Warisan yang Terus Beradaptasi
Meskipun saat ini banyak anggota Suku Momuna, terutama yang tinggal dekat kota Dekai, mulai berpindah ke rumah-rumah permanen yang lebih modern. Tidak melunturkan identitas mereka, tradisi Buku Subu tetap menjadi identitas yang tak terpisahkan.

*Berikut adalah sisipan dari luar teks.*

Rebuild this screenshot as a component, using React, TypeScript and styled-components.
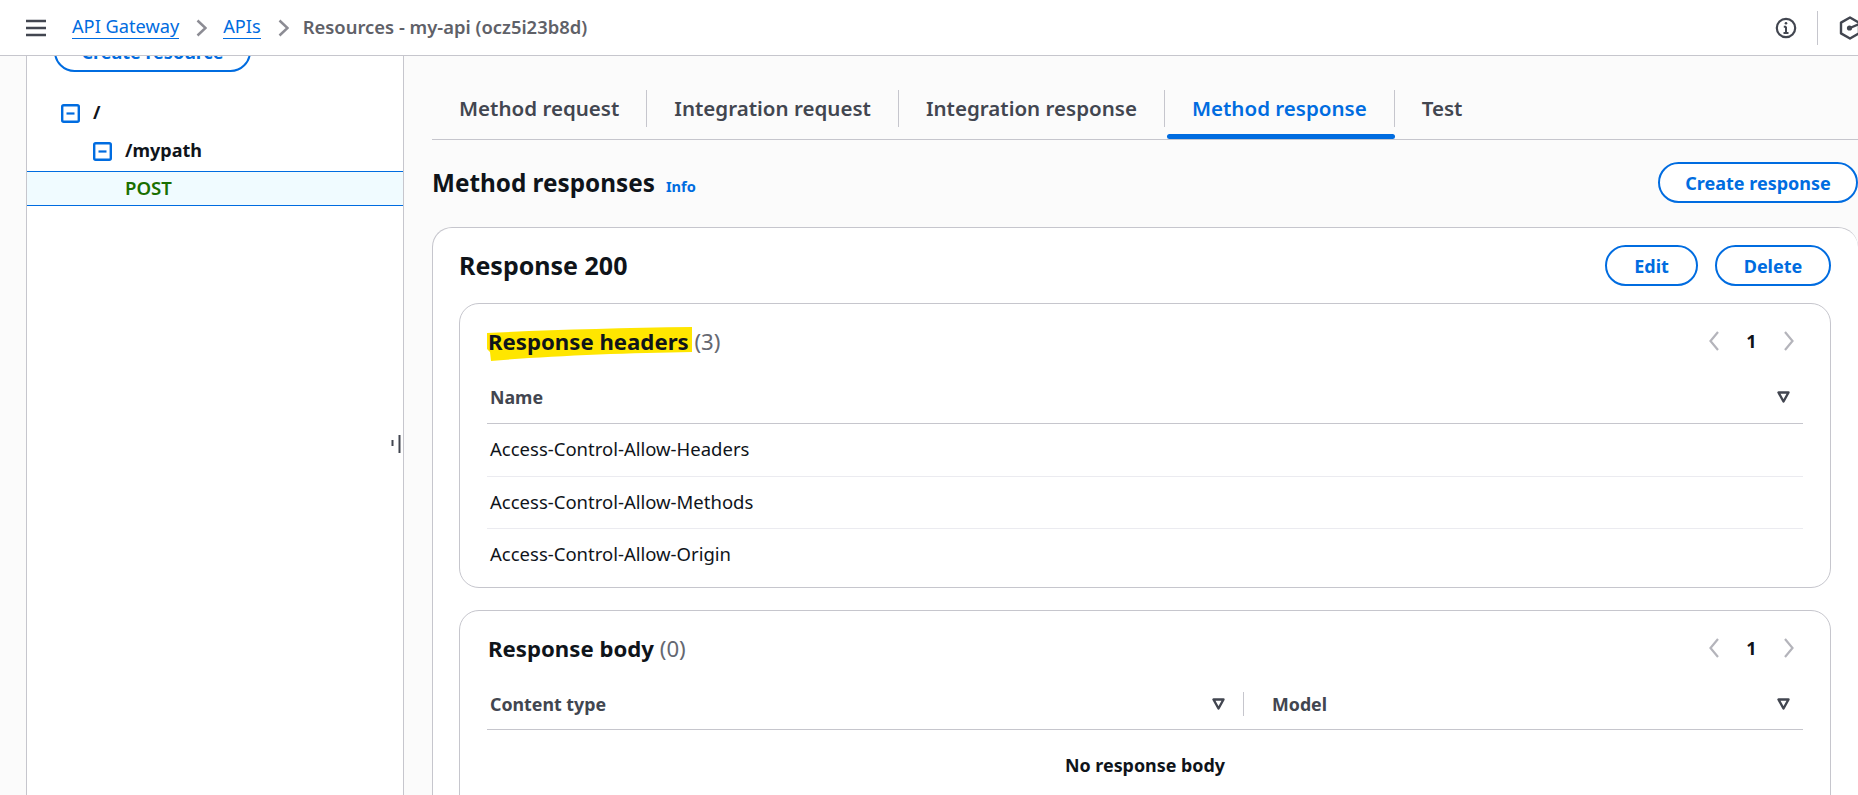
import styled, { createGlobalStyle } from 'styled-components';

const GlobalStyle = createGlobalStyle`
  html, body {
    margin: 0;
    padding: 0;
    height: 795px;
    overflow: hidden;
    background: #fbfbfb;
    font-family: 'Noto Sans', 'Open Sans', sans-serif;
    color: #0f141a;
  }
`;

const Page = styled.div`
  height: 795px;
  display: flex;
  flex-direction: column;
  overflow: hidden;
`;

const TopBar = styled.header`
  height: 55px;
  flex: none;
  background: #fff;
  border-bottom: 1px solid #c6c6cd;
  display: flex;
  align-items: center;
  padding-left: 26px;
`;

const Burger = styled.svg`
  width: 20px;
  height: 18px;
  margin-right: 26px;
  color: #424650;
`;

const Crumb = styled.a`
  font-size: 18.2px;
  color: #006ce0;
  border-bottom: 1px solid #006ce0;
  line-height: 23px;
  margin-bottom: 2px;
`;

const CrumbArrow = styled.svg`
  width: 11px;
  height: 18px;
  margin: 0 16px 0 17px;
  color: #8c8c94;
`;

const CrumbCurrent = styled.span`
  font-size: 18.4px;
  font-weight: 600;
  color: #5f6168;
  margin: 0 0 2px -2px;
`;

const TopRight = styled.div`
  margin-left: auto;
  display: flex;
  align-items: center;
  width: 83px;
  overflow: hidden;
`;

const InfoIcon = styled.svg`
  width: 22px;
  height: 22px;
  flex: none;
  color: #424650;
`;

const TopDivider = styled.div`
  width: 1px;
  height: 34px;
  background: #c6c6cd;
  margin: 0 21px 0 20px;
  flex: none;
`;

const HexIcon = styled.svg`
  width: 22px;
  height: 24px;
  flex: none;
  color: #424650;
`;

const Body = styled.div`
  flex: 1;
  min-height: 0;
  display: flex;
  overflow: hidden;
  padding-left: 26px;
`;

const SidePanel = styled.aside`
  width: 378px;
  flex: none;
  box-sizing: border-box;
  background: #fff;
  border-left: 1px solid #c6c6cd;
  border-right: 1px solid #c6c6cd;
  position: relative;
`;

const CreateResource = styled.button`
  display: block;
  width: 197px;
  height: 41px;
  margin: -25px 0 0 27px;
  background: #fff;
  border: 2px solid #006ce0;
  border-radius: 21px;
  color: #006ce0;
  font: 700 18px 'Noto Sans', sans-serif;
  padding: 0;
`;

const Tree = styled.div`
  margin-top: 22px;
`;

const TreeRow = styled.div<{ $depth: number; $selected?: boolean }>`
  box-sizing: border-box;
  height: ${(p) => (p.$selected ? 35 : 38)}px;
  display: flex;
  align-items: center;
  padding-left: ${(p) => 34 + p.$depth * 32}px;
  ${(p) =>
    p.$selected &&
    `background: #f0fbff;
     margin-top: 1px;
     border-top: 1px solid #006ce0;
     border-bottom: 1px solid #006ce0;`}
`;

const TreeIcon = styled.svg`
  width: 19px;
  height: 19px;
  margin-right: 13px;
  flex: none;
`;

const TreeLabel = styled.span`
  font-size: 18px;
  font-weight: 700;
  color: #0f141a;
  padding-bottom: 3px;
`;

const MethodLabel = styled.span`
  font-size: 18.6px;
  font-weight: 600;
  color: #1a6f00;
  margin-left: 32px;
  padding-bottom: 3px;
`;

const ResizeHandle = styled.svg`
  position: absolute;
  left: 364px;
  top: 378px;
  width: 10px;
  height: 20px;
  color: #424650;
`;

const Main = styled.main`
  flex: 1;
  min-width: 0;
  padding: 0 0 0 28px;
  background: #fbfbfb;
`;

const Tabs = styled.nav`
  height: 84px;
  box-sizing: border-box;
  display: flex;
  align-items: flex-end;
  border-bottom: 1px solid #c6c6cd;
`;

const Tab = styled.div<{ $active?: boolean; $last?: boolean }>`
  position: relative;
  height: 52px;
  box-sizing: border-box;
  padding: 0 28px 11px 27px;
  display: flex;
  align-items: center;
  font-size: 20.54px;
  font-weight: 600;
  color: ${(p) => (p.$active ? '#006ce0' : '#424650')};
  ${(p) =>
    p.$active &&
    `&::after {
       content: '';
       position: absolute;
       left: 2px;
       right: 0;
       bottom: 0;
       height: 5px;
       border-radius: 3px;
       background: #006ce0;
     }`}
  ${(p) =>
    !p.$last &&
    `&::before {
       content: '';
       position: absolute;
       right: 0;
       top: 3px;
       height: 37px;
       width: 1px;
       background: #c6c6cd;
     }`}
`;

const SectionHead = styled.div`
  height: 87px;
  box-sizing: border-box;
  display: flex;
  align-items: flex-start;
  justify-content: space-between;
  padding-top: 22px;
`;

const SectionTitleWrap = styled.div`
  display: flex;
  align-items: baseline;
  gap: 11px;
  padding-top: 7px;
`;

const SectionTitle = styled.h2`
  margin: 0;
  font-size: 24.3px;
  font-weight: 700;
  line-height: 28px;
`;

const InfoLink = styled.a`
  font-size: 14.6px;
  font-weight: 700;
  color: #006ce0;
`;

const PillButton = styled.button<{ $width: number }>`
  width: ${(p) => p.$width}px;
  height: 41px;
  flex: none;
  background: #fff;
  border: 2px solid #006ce0;
  border-radius: 21px;
  color: #006ce0;
  font: 700 18px 'Noto Sans', sans-serif;
  padding: 0;
`;

const OuterCard = styled.section`
  background: #fff;
  border: 1px solid #c6c6cd;
  border-right: none;
  border-radius: 20px 20px 0 0;
  padding: 17px 27px 0 26px;
  height: 640px;
  box-sizing: border-box;
`;

const CardHead = styled.div`
  height: 41px;
  margin-bottom: 17px;
  display: flex;
  align-items: center;
  justify-content: space-between;
`;

const CardTitle = styled.h3`
  margin: 0 0 2px;
  font-size: 25px;
  font-weight: 700;
`;

const ButtonRow = styled.div`
  display: flex;
  gap: 17px;
`;

const InnerCard = styled.section<{ $height: number }>`
  height: ${(p) => p.$height}px;
  box-sizing: border-box;
  background: #fff;
  border: 1px solid #c6c6cd;
  border-radius: 20px;
  margin-bottom: 22px;
  padding: 0 27px;
`;

const InnerHead = styled.div`
  height: 74px;
  padding: 0 0 2px 1px;
  display: flex;
  align-items: center;
  justify-content: space-between;
`;

const InnerTitleText = styled.h4`
  position: relative;
  isolation: isolate;
  margin: 0;
  font-size: 22.2px;
  font-weight: 700;
`;

const Marker = styled.svg`
  position: absolute;
  left: -1px;
  top: 1px;
  width: 205px;
  height: 34px;
  z-index: -1;
`;

const Count = styled.span`
  font-weight: 400;
  color: #656871;
`;

const Pager = styled.div`
  display: flex;
  align-items: center;
  margin-right: 8px;
  font-size: 18px;
  font-weight: 700;
`;

const PagerNum = styled.span`
  width: 63px;
  text-align: center;
`;

const PagerArrow = styled.svg`
  width: 12px;
  height: 22px;
  color: #b4b4bb;
`;

const ColumnHead = styled.div<{ $height: number }>`
  height: ${(p) => p.$height}px;
  box-sizing: border-box;
  display: flex;
  align-items: center;
  border-bottom: 1px solid #c6c6cd;
  padding: 0 0 ${(p) => p.$height - 34}px 3px;
`;

const HeadCell = styled.div<{ $divided?: boolean }>`
  flex: 1;
  display: flex;
  align-items: center;
  justify-content: space-between;
  font-size: 17.8px;
  font-weight: 700;
  color: #424650;
  height: 24px;
  padding-right: 13px;
  ${(p) =>
    p.$divided &&
    `flex: 0 0 754px;
     box-sizing: border-box;
     padding-right: 18px;
     border-right: 1px solid #c6c6cd;
     margin-right: 28px;`}
`;

const SortIcon = styled.svg`
  width: 13px;
  height: 12px;
  color: #424650;
`;

const Row = styled.div`
  height: 52px;
  box-sizing: border-box;
  display: flex;
  align-items: center;
  padding: 0 0 3px 3px;
  font-size: 18.5px;
  color: #0f141a;
  & + & {
    border-top: 1px solid #ebebf0;
  }
`;

const Empty = styled.div`
  text-align: center;
  font-size: 17.9px;
  font-weight: 700;
  padding-top: 23px;
`;

const headers = ['Access-Control-Allow-Headers', 'Access-Control-Allow-Methods', 'Access-Control-Allow-Origin'];
const tabs = ['Method request', 'Integration request', 'Integration response', 'Method response', 'Test'];

function MinusBox() {
  return (
    <TreeIcon viewBox="0 0 19 19" fill="none">
      <rect x="1.2" y="1.2" width="16.6" height="16.6" rx="1.5" stroke="#006ce0" strokeWidth="2.4" />
      <path d="M5.5 9.5h8" stroke="#006ce0" strokeWidth="2.2" />
    </TreeIcon>
  );
}

function Sort() {
  return (
    <SortIcon viewBox="0 0 13 12" fill="none">
      <path d="M1.5 1.5h10L6.5 10.5z" stroke="currentColor" strokeWidth="2.4" strokeLinejoin="round" />
    </SortIcon>
  );
}

function Arrow() {
  return (
    <CrumbArrow viewBox="0 0 11 18" fill="none">
      <path d="M1.5 1.5 9.5 9l-8 7.5" stroke="currentColor" strokeWidth="2.5" />
    </CrumbArrow>
  );
}

function PagerBlock() {
  return (
    <Pager>
      <PagerArrow viewBox="0 0 12 22" fill="none">
        <path d="M10 2 2.5 11l7.5 9" stroke="currentColor" strokeWidth="2.2" />
      </PagerArrow>
      <PagerNum>1</PagerNum>
      <PagerArrow viewBox="0 0 12 22" fill="none">
        <path d="M2 2l7.5 9L2 20" stroke="currentColor" strokeWidth="2.2" />
      </PagerArrow>
    </Pager>
  );
}

function App() {
  return (
    <Page>
      <GlobalStyle />
      <TopBar>
        <Burger viewBox="0 0 20 18" fill="none">
          <path d="M0 2h20M0 9h20M0 16h20" stroke="currentColor" strokeWidth="2.4" />
        </Burger>
        <Crumb>API Gateway</Crumb>
        <Arrow />
        <Crumb>APIs</Crumb>
        <Arrow />
        <CrumbCurrent>Resources - my-api (ocz5i23b8d)</CrumbCurrent>
        <TopRight>
          <InfoIcon viewBox="0 0 22 22" fill="none">
            <circle cx="11" cy="11" r="9.2" stroke="currentColor" strokeWidth="2.2" />
            <path d="M11 9.5v6.5M8.5 16h5M8.8 9.8H11" stroke="currentColor" strokeWidth="2" />
            <circle cx="11" cy="6.3" r="1.3" fill="currentColor" />
          </InfoIcon>
          <TopDivider />
          <HexIcon viewBox="0 0 22 24" fill="none">
            <path d="M11 1.5 20 6.6v10.8L11 22.5 2 17.4V6.6z" stroke="currentColor" strokeWidth="2.4" strokeLinejoin="round" />
            <circle cx="10.5" cy="12" r="2.6" fill="currentColor" />
            <path d="M11 12 20 8" stroke="currentColor" strokeWidth="2.4" />
          </HexIcon>
        </TopRight>
      </TopBar>
      <Body>
        <SidePanel>
          <CreateResource>Create resource</CreateResource>
          <Tree>
            <TreeRow $depth={0}>
              <MinusBox />
              <TreeLabel>/</TreeLabel>
            </TreeRow>
            <TreeRow $depth={1}>
              <MinusBox />
              <TreeLabel>/mypath</TreeLabel>
            </TreeRow>
            <TreeRow $depth={1} $selected>
              <MethodLabel>POST</MethodLabel>
            </TreeRow>
          </Tree>
          <ResizeHandle viewBox="0 0 10 20" fill="none">
            <path d="M1.5 6v6M8.5 1v18" stroke="currentColor" strokeWidth="2" />
          </ResizeHandle>
        </SidePanel>
        <Main>
          <Tabs>
            {tabs.map((t, i) => (
              <Tab key={t} $active={t === 'Method response'} $last={i === tabs.length - 1}>
                {t}
              </Tab>
            ))}
          </Tabs>
          <SectionHead>
            <SectionTitleWrap>
              <SectionTitle>Method responses</SectionTitle>
              <InfoLink>Info</InfoLink>
            </SectionTitleWrap>
            <PillButton $width={200}>Create response</PillButton>
          </SectionHead>
          <OuterCard>
            <CardHead>
              <CardTitle>Response 200</CardTitle>
              <ButtonRow>
                <PillButton $width={93}>Edit</PillButton>
                <PillButton $width={116}>Delete</PillButton>
              </ButtonRow>
            </CardHead>
            <InnerCard $height={285}>
              <InnerHead>
                <InnerTitleText>
                  <Marker viewBox="0 0 205 34" preserveAspectRatio="none">
                    <path d="M0 6C60 3 130 1 205 0V25C140 26 60 29 4 34L3 25 0 22z" fill="#ffe600" />
                  </Marker>
                  Response headers <Count>(3)</Count>
                </InnerTitleText>
                <PagerBlock />
              </InnerHead>
              <ColumnHead $height={44}>
                <HeadCell>
                  Name
                  <Sort />
                </HeadCell>
              </ColumnHead>
              {headers.map((h) => (
                <Row key={h}>{h}</Row>
              ))}
            </InnerCard>
            <InnerCard $height={300}>
              <InnerHead>
                <InnerTitleText>
                  Response body <Count>(0)</Count>
                </InnerTitleText>
                <PagerBlock />
              </InnerHead>
              <ColumnHead $height={43}>
                <HeadCell $divided>
                  Content type
                  <Sort />
                </HeadCell>
                <HeadCell>
                  Model
                  <Sort />
                </HeadCell>
              </ColumnHead>
              <Empty>No response body</Empty>
            </InnerCard>
          </OuterCard>
        </Main>
      </Body>
    </Page>
  );
}

export default App;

Keberadaan Rumah Pohon Suku Momuna yang dikenal dengan Buku Subu kini salah satu daya Tarik ekowisata berbasis masyarakat di Yahukimo. Para wisatawan dan peneliti yang datang ke Kampung Massi tidak hanya disuguhi dengan arsitektur yang menabjukan, akan tetapi juga diajak belajar secara langsung tentang bagaimana cara hidup masyarakat yang seimbang, mandiri, dan penuh kearifan dalam menjaga hutan dan warisan para lerluhur mereka,
Rumah Pohon Suku Momuna merupakan bukti nyata bahwa teknologi dan peradaban sejati tidak selalu diukur dari kemewahan material, melainkan dari kemampuan manusia untuk beradaptasi, bertahan, dan menciptakan mahakarya arsitektur yang selaras dengan panggilan alam.